45 years ago from this week (April 30th to be exact), my father escapes on a merchant ship as he watches his country in flames, the collapse of Saigon and the end of the Vietnam War. He flees to Guam, then to Oregon of the United States. When he takes his first steps on this land, he finds a nickel, his first of US currency and the start of his new American life, but he can only think of his dead comrades back home. He falls in love with the smartest girl in his computer science class at Oregon State University. She becomes his wife and mother of his children. But as he begins his own family, he still has yet to be reunited with his brother left behind during the war.

April 30th, 2020 - I sit with him at his kitchen's marble countertop, sipping wine from Joseph Phelps, his favorite vineyard, and gazing at a panoramic view of the San Francisco Bay, and I ask him, are you sad today?
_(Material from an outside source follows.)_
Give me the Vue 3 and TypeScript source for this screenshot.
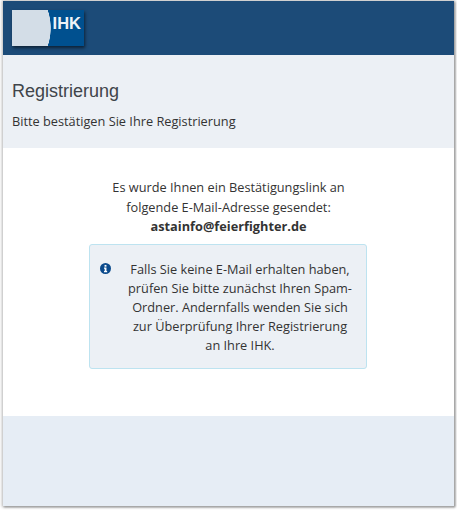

No. He doesn't turn to me to clarify. I am just remembering.

I am a child of war, but I am also a vessel of love. Despite the ephemeral quality of dance, the fleeting movements, the impermanence of my body in space, the possibility of what is next and what is never, I want to dance like I am a memory.

Every promise of life is also a promise of death. Moments begin at an end. Decisions end possibilities. The future at the mercy of sacrifice. The mind may or may not forget, but the body will always remember.